▼

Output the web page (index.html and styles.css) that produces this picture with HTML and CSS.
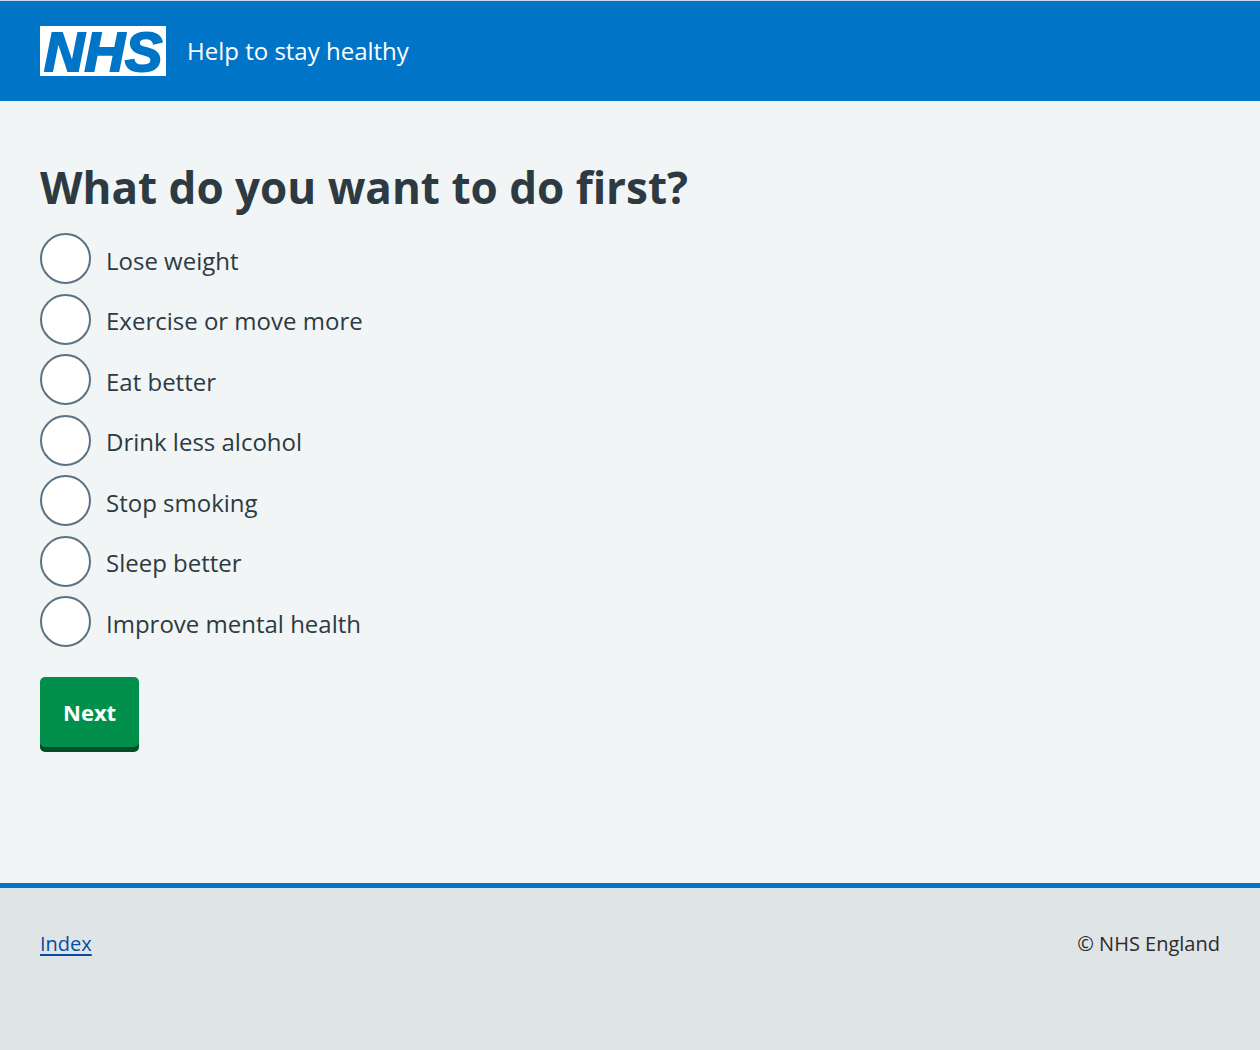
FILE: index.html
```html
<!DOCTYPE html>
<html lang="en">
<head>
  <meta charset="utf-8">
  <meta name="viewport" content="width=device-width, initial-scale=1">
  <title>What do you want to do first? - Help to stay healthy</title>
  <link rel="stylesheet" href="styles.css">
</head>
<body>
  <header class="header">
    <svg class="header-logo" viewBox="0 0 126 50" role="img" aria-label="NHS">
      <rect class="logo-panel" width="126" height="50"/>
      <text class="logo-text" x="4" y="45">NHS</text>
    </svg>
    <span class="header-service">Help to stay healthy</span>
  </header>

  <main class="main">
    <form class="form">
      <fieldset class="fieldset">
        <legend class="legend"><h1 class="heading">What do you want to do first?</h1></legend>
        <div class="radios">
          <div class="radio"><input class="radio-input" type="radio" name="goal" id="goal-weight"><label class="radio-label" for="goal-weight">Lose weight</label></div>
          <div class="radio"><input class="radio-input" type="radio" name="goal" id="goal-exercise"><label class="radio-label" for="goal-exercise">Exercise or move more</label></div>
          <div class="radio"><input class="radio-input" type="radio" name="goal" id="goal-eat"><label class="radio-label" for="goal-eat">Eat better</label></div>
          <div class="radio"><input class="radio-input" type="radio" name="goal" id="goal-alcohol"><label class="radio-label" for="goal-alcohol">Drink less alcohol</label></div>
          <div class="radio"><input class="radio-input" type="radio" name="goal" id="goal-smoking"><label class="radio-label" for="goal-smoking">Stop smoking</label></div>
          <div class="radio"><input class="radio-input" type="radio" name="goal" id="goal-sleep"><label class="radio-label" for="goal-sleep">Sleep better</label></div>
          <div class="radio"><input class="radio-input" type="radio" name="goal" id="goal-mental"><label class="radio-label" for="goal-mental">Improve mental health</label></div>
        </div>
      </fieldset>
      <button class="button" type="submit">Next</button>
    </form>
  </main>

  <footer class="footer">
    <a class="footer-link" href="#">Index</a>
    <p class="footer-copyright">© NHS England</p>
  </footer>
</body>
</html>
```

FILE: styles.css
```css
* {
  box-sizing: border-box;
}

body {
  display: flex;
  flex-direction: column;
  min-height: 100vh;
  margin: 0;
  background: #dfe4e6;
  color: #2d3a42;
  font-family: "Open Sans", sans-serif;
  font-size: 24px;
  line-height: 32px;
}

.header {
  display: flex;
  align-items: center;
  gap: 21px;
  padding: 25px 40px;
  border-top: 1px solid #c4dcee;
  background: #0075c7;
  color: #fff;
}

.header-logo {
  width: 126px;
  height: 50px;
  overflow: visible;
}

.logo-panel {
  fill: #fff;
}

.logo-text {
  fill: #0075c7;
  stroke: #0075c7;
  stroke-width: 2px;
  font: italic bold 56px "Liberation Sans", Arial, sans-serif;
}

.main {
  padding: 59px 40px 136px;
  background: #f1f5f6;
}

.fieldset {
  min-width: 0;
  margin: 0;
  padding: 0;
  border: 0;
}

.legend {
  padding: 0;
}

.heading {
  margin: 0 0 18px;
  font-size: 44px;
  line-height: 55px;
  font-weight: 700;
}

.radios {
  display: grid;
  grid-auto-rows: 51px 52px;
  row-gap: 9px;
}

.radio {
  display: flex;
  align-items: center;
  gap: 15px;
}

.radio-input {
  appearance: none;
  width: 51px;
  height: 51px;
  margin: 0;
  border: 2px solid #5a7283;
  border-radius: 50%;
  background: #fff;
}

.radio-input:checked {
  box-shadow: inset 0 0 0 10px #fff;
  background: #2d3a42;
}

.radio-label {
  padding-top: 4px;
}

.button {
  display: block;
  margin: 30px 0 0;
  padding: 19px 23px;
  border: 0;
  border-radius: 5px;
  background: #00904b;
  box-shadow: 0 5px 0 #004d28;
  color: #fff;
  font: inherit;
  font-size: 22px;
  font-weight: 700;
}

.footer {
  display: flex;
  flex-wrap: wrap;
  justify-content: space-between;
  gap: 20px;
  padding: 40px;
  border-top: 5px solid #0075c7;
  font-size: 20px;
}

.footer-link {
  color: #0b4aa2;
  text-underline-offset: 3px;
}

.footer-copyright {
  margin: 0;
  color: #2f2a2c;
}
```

▲

#### Short problem
From the material above, copy everything exactly but the pictures.

#### Output below
Output the web page (index.html and styles.css) that produces this picture with HTML and CSS.
FILE: index.html
```html
<!DOCTYPE html>
<html lang="en">
<head>
  <meta charset="utf-8">
  <meta name="viewport" content="width=device-width, initial-scale=1">
  <title>What do you want to do first? - Help to stay healthy</title>
  <link rel="stylesheet" href="styles.css">
</head>
<body>
  <header class="header">
    <svg class="header-logo" viewBox="0 0 126 50" role="img" aria-label="NHS">
      <rect class="logo-panel" width="126" height="50"/>
      <text class="logo-text" x="4" y="45">NHS</text>
    </svg>
    <span class="header-service">Help to stay healthy</span>
  </header>

  <main class="main">
    <form class="form">
      <fieldset class="fieldset">
        <legend class="legend"><h1 class="heading">What do you want to do first?</h1></legend>
        <div class="radios">
          <div class="radio"><input class="radio-input" type="radio" name="goal" id="goal-weight"><label class="radio-label" for="goal-weight">Lose weight</label></div>
          <div class="radio"><input class="radio-input" type="radio" name="goal" id="goal-exercise"><label class="radio-label" for="goal-exercise">Exercise or move more</label></div>
          <div class="radio"><input class="radio-input" type="radio" name="goal" id="goal-eat"><label class="radio-label" for="goal-eat">Eat better</label></div>
          <div class="radio"><input class="radio-input" type="radio" name="goal" id="goal-alcohol"><label class="radio-label" for="goal-alcohol">Drink less alcohol</label></div>
          <div class="radio"><input class="radio-input" type="radio" name="goal" id="goal-smoking"><label class="radio-label" for="goal-smoking">Stop smoking</label></div>
          <div class="radio"><input class="radio-input" type="radio" name="goal" id="goal-sleep"><label class="radio-label" for="goal-sleep">Sleep better</label></div>
          <div class="radio"><input class="radio-input" type="radio" name="goal" id="goal-mental"><label class="radio-label" for="goal-mental">Improve mental health</label></div>
        </div>
      </fieldset>
      <button class="button" type="submit">Next</button>
    </form>
  </main>

  <footer class="footer">
    <a class="footer-link" href="#">Index</a>
    <p class="footer-copyright">© NHS England</p>
  </footer>
</body>
</html>
```

FILE: styles.css
```css
* {
  box-sizing: border-box;
}

body {
  display: flex;
  flex-direction: column;
  min-height: 100vh;
  margin: 0;
  background: #dfe4e6;
  color: #2d3a42;
  font-family: "Open Sans", sans-serif;
  font-size: 24px;
  line-height: 32px;
}

.header {
  display: flex;
  align-items: center;
  gap: 21px;
  padding: 25px 40px;
  border-top: 1px solid #c4dcee;
  background: #0075c7;
  color: #fff;
}

.header-logo {
  width: 126px;
  height: 50px;
  overflow: visible;
}

.logo-panel {
  fill: #fff;
}

.logo-text {
  fill: #0075c7;
  stroke: #0075c7;
  stroke-width: 2px;
  font: italic bold 56px "Liberation Sans", Arial, sans-serif;
}

.main {
  padding: 59px 40px 136px;
  background: #f1f5f6;
}

.fieldset {
  min-width: 0;
  margin: 0;
  padding: 0;
  border: 0;
}

.legend {
  padding: 0;
}

.heading {
  margin: 0 0 18px;
  font-size: 44px;
  line-height: 55px;
  font-weight: 700;
}

.radios {
  display: grid;
  grid-auto-rows: 51px 52px;
  row-gap: 9px;
}

.radio {
  display: flex;
  align-items: center;
  gap: 15px;
}

.radio-input {
  appearance: none;
  width: 51px;
  height: 51px;
  margin: 0;
  border: 2px solid #5a7283;
  border-radius: 50%;
  background: #fff;
}

.radio-input:checked {
  box-shadow: inset 0 0 0 10px #fff;
  background: #2d3a42;
}

.radio-label {
  padding-top: 4px;
}

.button {
  display: block;
  margin: 30px 0 0;
  padding: 19px 23px;
  border: 0;
  border-radius: 5px;
  background: #00904b;
  box-shadow: 0 5px 0 #004d28;
  color: #fff;
  font: inherit;
  font-size: 22px;
  font-weight: 700;
}

.footer {
  display: flex;
  flex-wrap: wrap;
  justify-content: space-between;
  gap: 20px;
  padding: 40px;
  border-top: 5px solid #0075c7;
  font-size: 20px;
}

.footer-link {
  color: #0b4aa2;
  text-underline-offset: 3px;
}

.footer-copyright {
  margin: 0;
  color: #2f2a2c;
}
```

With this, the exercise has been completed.